* Begin GIVEN RECORDS *

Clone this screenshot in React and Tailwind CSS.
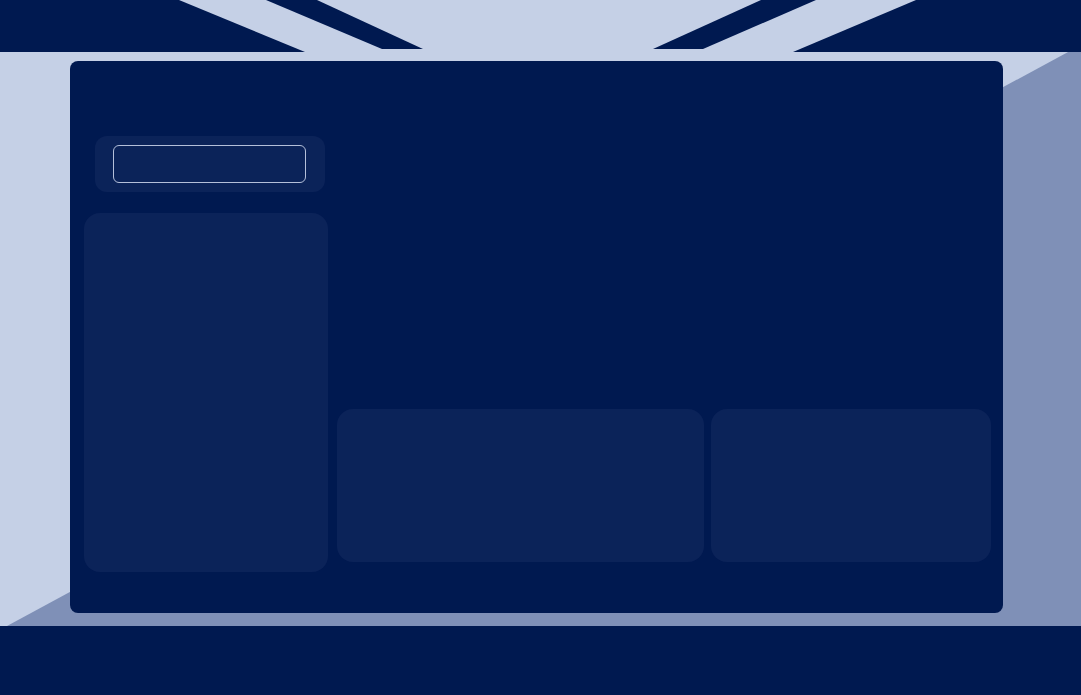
export default function App() {
    return (
        <div className="relative w-[1081px] h-[695px] overflow-hidden bg-[#c5d0e6]">
            {/* backdrop shapes */}
            <svg className="absolute inset-0" width="1081" height="695" viewBox="0 0 1081 695">
                <polygon points="1081,45 1081,626 7,626" fill="#7f90b7" />
                <polygon points="0,0 179,0 305,52 0,52" fill="#001950" />
                <polygon points="266,0 317,0 423,49 382,49" fill="#001950" />
                <polygon points="761,0 816,0 703,49 653,49" fill="#001950" />
                <polygon points="916,0 1081,0 1081,52 793,52" fill="#001950" />
                <rect x="0" y="626" width="1081" height="69" fill="#001950" />
            </svg>

            <div className="relative pt-[61px] pl-[70px]">
                <div className="w-[933px] h-[552px] rounded-lg bg-[#001950] flex pl-[14px] pr-[12px]">
                    {/* sidebar */}
                    <div className="w-[244px] flex flex-col pt-[75px]">
                        <div className="ml-[11px] w-[230px] h-[56px] rounded-xl bg-[#0b2359] flex items-center pl-[18px]">
                            <div className="w-[193px] h-[38px] rounded-md border border-[#b4c0da] bg-[#0b2359]" />
                        </div>
                        <div className="mt-[21px] h-[359px] rounded-2xl bg-[#0b2359]" />
                    </div>

                    {/* main */}
                    <div className="flex-1 flex flex-col justify-end pb-[51px] pl-[9px]">
                        <div className="flex gap-[7px] h-[153px]">
                            <div className="w-[367px] rounded-2xl bg-[#0b2359]" />
                            <div className="flex-1 rounded-2xl bg-[#0b2359]" />
                        </div>
                    </div>
                </div>
            </div>
        </div>
    );
}
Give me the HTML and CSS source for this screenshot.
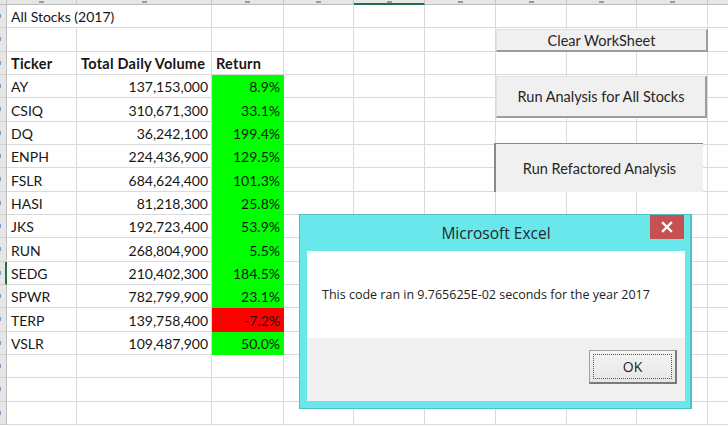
FILE: index.html
```html
<!DOCTYPE html>
<html>
<head>
<meta charset="utf-8">
<link rel="stylesheet" href="styles.css">
</head>
<body>
<div class="sheet">
  <div class="corner"></div>
  <div class="ch"></div><div class="ch"></div><div class="ch"></div><div class="ch"></div><div class="ch sel"></div><div class="ch"></div><div class="ch"></div><div class="ch"></div><div class="ch"></div><div class="ch"></div>

  <div class="rh"></div><div class="c ov">All Stocks (2017)</div><div class="c"></div><div class="c"></div><div class="c"></div><div class="c"></div><div class="c"></div><div class="c"></div><div class="c"></div><div class="c"></div><div class="c"></div>
  <div class="rh"></div><div class="c"></div><div class="c"></div><div class="c"></div><div class="c"></div><div class="c"></div><div class="c"></div><div class="c"></div><div class="c"></div><div class="c"></div><div class="c"></div>
  <div class="rh"></div><div class="c bold">Ticker</div><div class="c bold">Total Daily Volume</div><div class="c bold">Return</div><div class="c"></div><div class="c"></div><div class="c"></div><div class="c"></div><div class="c"></div><div class="c"></div><div class="c"></div>

  <div class="rh"></div><div class="c">AY</div><div class="c r">137,153,000</div><div class="c r g">8.9%</div><div class="c"></div><div class="c"></div><div class="c"></div><div class="c"></div><div class="c"></div><div class="c"></div><div class="c"></div>
  <div class="rh"></div><div class="c">CSIQ</div><div class="c r">310,671,300</div><div class="c r g">33.1%</div><div class="c"></div><div class="c"></div><div class="c"></div><div class="c"></div><div class="c"></div><div class="c"></div><div class="c"></div>
  <div class="rh"></div><div class="c">DQ</div><div class="c r">36,242,100</div><div class="c r g">199.4%</div><div class="c"></div><div class="c"></div><div class="c"></div><div class="c"></div><div class="c"></div><div class="c"></div><div class="c"></div>
  <div class="rh"></div><div class="c">ENPH</div><div class="c r">224,436,900</div><div class="c r g">129.5%</div><div class="c"></div><div class="c"></div><div class="c"></div><div class="c"></div><div class="c"></div><div class="c"></div><div class="c"></div>
  <div class="rh"></div><div class="c">FSLR</div><div class="c r">684,624,400</div><div class="c r g">101.3%</div><div class="c"></div><div class="c"></div><div class="c"></div><div class="c"></div><div class="c"></div><div class="c"></div><div class="c"></div>
  <div class="rh"></div><div class="c">HASI</div><div class="c r">81,218,300</div><div class="c r g">25.8%</div><div class="c"></div><div class="c"></div><div class="c"></div><div class="c"></div><div class="c"></div><div class="c"></div><div class="c"></div>
  <div class="rh"></div><div class="c">JKS</div><div class="c r">192,723,400</div><div class="c r g">53.9%</div><div class="c"></div><div class="c"></div><div class="c"></div><div class="c"></div><div class="c"></div><div class="c"></div><div class="c"></div>
  <div class="rh"></div><div class="c">RUN</div><div class="c r">268,804,900</div><div class="c r g">5.5%</div><div class="c"></div><div class="c"></div><div class="c"></div><div class="c"></div><div class="c"></div><div class="c"></div><div class="c"></div>
  <div class="rh sel"></div><div class="c">SEDG</div><div class="c r">210,402,300</div><div class="c r g">184.5%</div><div class="c"></div><div class="c"></div><div class="c"></div><div class="c"></div><div class="c"></div><div class="c"></div><div class="c"></div>
  <div class="rh"></div><div class="c">SPWR</div><div class="c r">782,799,900</div><div class="c r g">23.1%</div><div class="c"></div><div class="c"></div><div class="c"></div><div class="c"></div><div class="c"></div><div class="c"></div><div class="c"></div>
  <div class="rh"></div><div class="c">TERP</div><div class="c r">139,758,400</div><div class="c r red">-7.2%</div><div class="c"></div><div class="c"></div><div class="c"></div><div class="c"></div><div class="c"></div><div class="c"></div><div class="c"></div>
  <div class="rh"></div><div class="c">VSLR</div><div class="c r">109,487,900</div><div class="c r g">50.0%</div><div class="c"></div><div class="c"></div><div class="c"></div><div class="c"></div><div class="c"></div><div class="c"></div><div class="c"></div>

  <div class="rh"></div><div class="c"></div><div class="c"></div><div class="c"></div><div class="c"></div><div class="c"></div><div class="c"></div><div class="c"></div><div class="c"></div><div class="c"></div><div class="c"></div>
  <div class="rh"></div><div class="c"></div><div class="c"></div><div class="c"></div><div class="c"></div><div class="c"></div><div class="c"></div><div class="c"></div><div class="c"></div><div class="c"></div><div class="c"></div>
  <div class="rh"></div><div class="c"></div><div class="c"></div><div class="c"></div><div class="c"></div><div class="c"></div><div class="c"></div><div class="c"></div><div class="c"></div><div class="c"></div><div class="c"></div>

  <div class="btn raised b1">Clear WorkSheet</div>
  <div class="btn raised b2">Run Analysis for All Stocks</div>
  <div class="btn pressed b3">Run Refactored Analysis</div>

  <div class="dlg">
    <div class="dlg-title">Microsoft Excel</div>
    <div class="dlg-close"><svg width="12" height="12" viewBox="0 0 12 12"><path d="M2 2 L10 10 M10 2 L2 10" stroke="#fff" stroke-width="2.4" stroke-linecap="square"/></svg></div>
    <div class="dlg-body">
      <div class="msg">This code ran in 9.765625E-02 seconds for the year 2017</div>
      <div class="foot"><div class="ok">OK</div></div>
    </div>
  </div>
</div>
</body>
</html>
```

FILE: styles.css
```css
* { box-sizing: border-box; margin: 0; padding: 0; }
html, body { width: 728px; height: 426px; overflow: hidden; background: #fff; }
body { font-family: Lato, "Liberation Sans", sans-serif; color: #161616; }

.sheet {
  position: relative;
  display: grid;
  grid-template-columns: 7px 70px 135px 72px 70px 71px 71px 71px 70px 71px 71px;
  grid-template-rows: 5px repeat(18, 23.333px);
  width: 728px;
  height: 426px;
  overflow: hidden;
}

.corner { background: #e6e6e6; border-right: 1px solid #c4c4c4; border-bottom: 1px solid #bdbdbd; }
.ch { background: #e6e6e6; border-right: 1px solid #c8c8c8; border-bottom: 1px solid #bdbdbd; display: flex; justify-content: center; align-items: flex-start; }
.ch::after { content: ""; width: 5px; height: 2px; margin-top: 1px; background: #9a9a9a; }
.ch.sel { border-bottom: 2px solid #217346; }

.rh { background: #e6e6e6; border-right: 1px solid #bdbdbd; border-bottom: 1px solid #cfcfcf; display: flex; align-items: center; }
.rh::after { content: ""; width: 1px; height: 4px; background: #7d9cc4; }
.rh.sel { border-right: 2px solid #217346; }

.c {
  border-right: 1px solid #dadada;
  border-bottom: 1px solid #dadada;
  display: flex;
  align-items: flex-end;
  padding: 0 3px 2px 4px;
  font-size: 14px;
  line-height: 17px;
  white-space: nowrap;
  min-width: 0;
}
.c.r { justify-content: flex-end; }
.c.bold { font-weight: 700; font-size: 14.5px; letter-spacing: 0.25px; }
.c.ov { border-right-color: transparent; overflow: visible; }
.c.g { background: #00ff00; border-color: #00ff00; }
.c.red { background: #ff0000; border-color: #ff0000; }

.btn {
  position: absolute;
  background: #f0f0f0;
  display: flex;
  align-items: center;
  justify-content: center;
  font-size: 14.5px;
  color: #262626;
  white-space: nowrap;
}
.raised { border-top: 1px solid #e2e2e2; border-left: 1px solid #e2e2e2; border-right: 2px solid #9c9c9c; border-bottom: 2px solid #9c9c9c; }
.pressed { border-top: 1px solid #8a8a8a; border-left: 2px solid #8a8a8a; }
.b1 { left: 496px; top: 29px; width: 212px; height: 23px; }
.b2 { left: 496px; top: 76px; width: 211px; height: 42px; }
.b3 { left: 494px; top: 143px; width: 209px; height: 49px; }

.dlg {
  position: absolute;
  left: 299px;
  top: 214px;
  width: 393px;
  height: 195px;
  background: #6ae7eb;
  border: 1px solid #52bfc3;
  border-right-width: 2px;
  padding: 0 5px 7px 7px;
  display: flex;
  flex-direction: column;
  font-family: "Open Sans", "Noto Sans", sans-serif;
}
.dlg-title {
  height: 36px;
  display: flex;
  align-items: center;
  justify-content: center;
  font-size: 15.5px;
  color: #1d2b2c;
}
.dlg-close {
  position: absolute;
  left: 350px;
  top: 0;
  width: 34px;
  height: 24px;
  background: #c75050;
  display: flex;
  align-items: center;
  justify-content: center;
}
.dlg-body { flex: 1; display: flex; flex-direction: column; background: #fff; }
.msg { height: 87px; display: flex; align-items: center; padding-left: 15px; font-size: 12.5px; color: #222; white-space: nowrap; }
.foot { flex: 1; background: #f0f0f0; display: flex; justify-content: flex-end; align-items: flex-start; padding: 12px 8px 0 0; }
.ok {
  position: relative;
  width: 88px;
  height: 34px;
  border: 1px solid #a0a0a0;
  border-right: 2px solid #7a7a7a;
  border-bottom: 2px solid #7a7a7a;
  background: linear-gradient(#f4f4f4, #e6e6e6);
  display: flex;
  align-items: center;
  justify-content: center;
  font-size: 14px;
  color: #222;
}
.ok::before { content: ""; position: absolute; inset: 3px; border: 1px dotted #555; }
```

* End GIVEN RECORDS *

**AIM OF THE EXERCISE**
Scan the listing above for the word "screenshot" and show each line where it is found.

**THE COMPLETED TASK**
Clone this screenshot in React and Tailwind CSS.
Give me the HTML and CSS source for this screenshot.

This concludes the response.